Most scientists these days are coming to realize how imperative it is for them to be able to use computers. By this I don’t mean just being able to turn one on, use the internet and basic programs like Microsoft Word and Excel. No, I’m talking about using the command line and writing simple programs in languages like C++, Python, and Perl. These skills are not only desirable because they make you a more marketable job candidate–for many of us, they’re absolutely necessary to just access, manipulate, and analyze our data.
This is because new tecnologies, such as next generation sequencing options like the Illumina HiSeq macine, are generating huge amounts of data. Sequencing DNA in one lane on that machine will generate millions of sequencing reads, each of which contains ~100 base pairs of DNA. Although these are relatively short reads (genes, especially in eukaryotes, are hundreds or thousands off base pairs in length), the sheer number of them can become overwhelming when you start thinking about data analysis. The types of files that contain these data would be simply unreasonable to deal with in programs like Excel or Word.
Thus, biologists like myself are being thrust into the world of computer science. It can be frightening to get started, and can take a long time to really get comfortable using computer programming approaches. I have been writing a model simulating a population under different types of selection in C++ for over a year, and it still seems like every time I sit down to write a new block of code I end up learning something new!
But a couple weeks ago I sent my first batch of samples off for that in depth next generation sequencing that I mentioned before, and I realized that my piecemeal knowledge of C++ wasn’t going to cut it when I got my data back–I needed to become familiar with the command line and linux. So I picked up a wonderful book by Drs Haddock and Dunn called Practical Computing For Biologists. I’m about halfway through the book, and I already feel infinitely more confident with the command line, the unix shell, and python.

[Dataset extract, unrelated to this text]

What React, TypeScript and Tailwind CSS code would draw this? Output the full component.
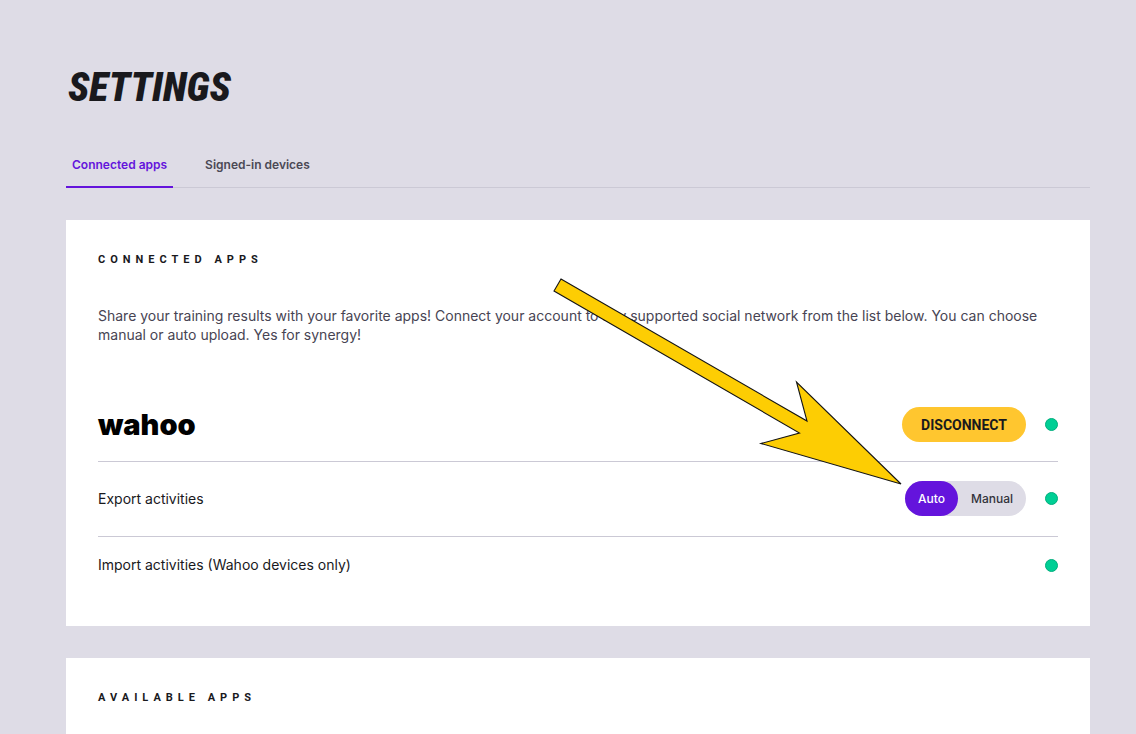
import { useState } from 'react'

type UploadMode = 'Auto' | 'Manual'

const TABS = ['Connected apps', 'Signed-in devices'] as const
const MODES: UploadMode[] = ['Auto', 'Manual']

function StatusDot({ label }: { label: string }) {
  return (
    <span
      role="img"
      aria-label={label}
      className="size-[13px] shrink-0 rounded-full border border-[#00ae7d] bg-[#00cf95]"
    />
  )
}

function Pointer() {
  return (
    <svg
      aria-hidden
      width="349"
      height="207"
      viewBox="0 0 349 207"
      className="pointer-events-none absolute right-full bottom-[31px] mr-[3px] max-w-none"
    >
      <path
        d="M8 1 L254 143 L243.5 104 L348 206 L208 165.5 L246.5 155 L1 13 Z"
        fill="#fdcd03"
        stroke="#141414"
        strokeWidth="1.1"
      />
    </svg>
  )
}

function UploadSwitch({ labelledBy }: { labelledBy: string }) {
  const [mode, setMode] = useState<UploadMode>('Auto')

  return (
    <div
      role="radiogroup"
      aria-labelledby={labelledBy}
      className="relative flex h-[35px] rounded-full bg-[#dedce6]"
    >
      {MODES.map((m) => (
        <label
          key={m}
          className="flex cursor-pointer items-center rounded-full px-[13px] text-xs font-medium text-[#33333b] has-checked:bg-[#6414dc] has-checked:text-white"
        >
          <input
            type="radio"
            name="upload-mode"
            value={m}
            checked={mode === m}
            onChange={() => setMode(m)}
            className="size-0 appearance-none"
          />
          {m}
        </label>
      ))}
      <Pointer />
    </div>
  )
}

function SectionTitle({ children }: { children: string }) {
  return (
    <h2 className="font-['Roboto',sans-serif] text-[11px] leading-4 font-bold tracking-[5px] text-[#19191d] uppercase">
      {children}
    </h2>
  )
}

export default function App() {
  const [tab, setTab] = useState<(typeof TABS)[number]>('Connected apps')

  return (
    <main className="min-h-screen bg-[#dedce6] pt-16 pr-[46px] pl-[66px] font-['Inter',sans-serif] text-[#19191d]">
      <h1 className="pl-0.5 font-['Roboto_Condensed','Roboto',sans-serif] text-[40px] leading-[48px] font-black italic">
        SETTINGS
      </h1>

      <div role="tablist" className="mt-8 flex gap-[26px] border-b border-[#cbc9d5]">
        {TABS.map((t) => (
          <button
            key={t}
            type="button"
            role="tab"
            aria-selected={t === tab}
            onClick={() => setTab(t)}
            className="-mb-px h-11 border-b-2 border-transparent px-1.5 text-xs font-semibold text-[#4b4955] aria-selected:border-[#6414dc] aria-selected:text-[#6414dc]"
          >
            {t}
          </button>
        ))}
      </div>

      <section className="mt-8 bg-white px-8 pt-8 pb-[51px]">
        <SectionTitle>Connected apps</SectionTitle>

        <p className="mt-[38px] text-sm leading-[19px] text-[#474453]">
          Share your training results with your favorite apps! Connect your account to any supported
          social network from the list below. You can choose manual or auto upload. Yes for synergy!
        </p>

        <div className="mt-11">
          <div className="flex items-center justify-between border-b border-[#cbc9d5] py-[19px]">
            <span className="text-[29px] leading-[35px] font-black text-black">wahoo</span>
            <div className="flex items-center gap-[19px]">
              <button
                type="button"
                className="h-[35px] rounded-full bg-[#ffc62f] px-[19px] font-['Roboto',sans-serif] text-sm font-bold text-[#19191d]"
              >
                DISCONNECT
              </button>
              <StatusDot label="Wahoo connected" />
            </div>
          </div>

          <div className="flex items-center justify-between border-b border-[#cbc9d5] pt-[19px] pb-5">
            <span id="export-label" className="text-sm">
              Export activities
            </span>
            <div className="flex items-center gap-[19px]">
              <UploadSwitch labelledBy="export-label" />
              <StatusDot label="Export enabled" />
            </div>
          </div>

          <div className="flex items-center justify-between pt-[18px]">
            <span className="text-sm">Import activities (Wahoo devices only)</span>
            <StatusDot label="Import enabled" />
          </div>
        </div>
      </section>

      <section className="mt-8 bg-white px-8 pt-8 pb-12">
        <SectionTitle>Available apps</SectionTitle>
      </section>
    </main>
  )
}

The book is written in an incredibly straightforward manner. Many computer programming books are full of jargon and can be very confusing; Practical Computing for Biologists is not one. It doesn’t go into unnecessary detail about how to do esoteric programming tasks. Instead, the book uses biologically relevant tasks, like searching a file full of data from various sampling sites for every data point from a particular place or date. The book has an accompanying website where a bunch of example files are available to be downloaded. The first few chapters instruct you on how to set up your computer and how to do basic tasks using the command line and text editors. Then it goes into using Python and writing programs, and then goes into more complicated programming tasks. I highly recommend this book for anyone who wants or needs to learn basic computer programming skills. It is a wonderful starting point, and soon your desk may begin to look like mine!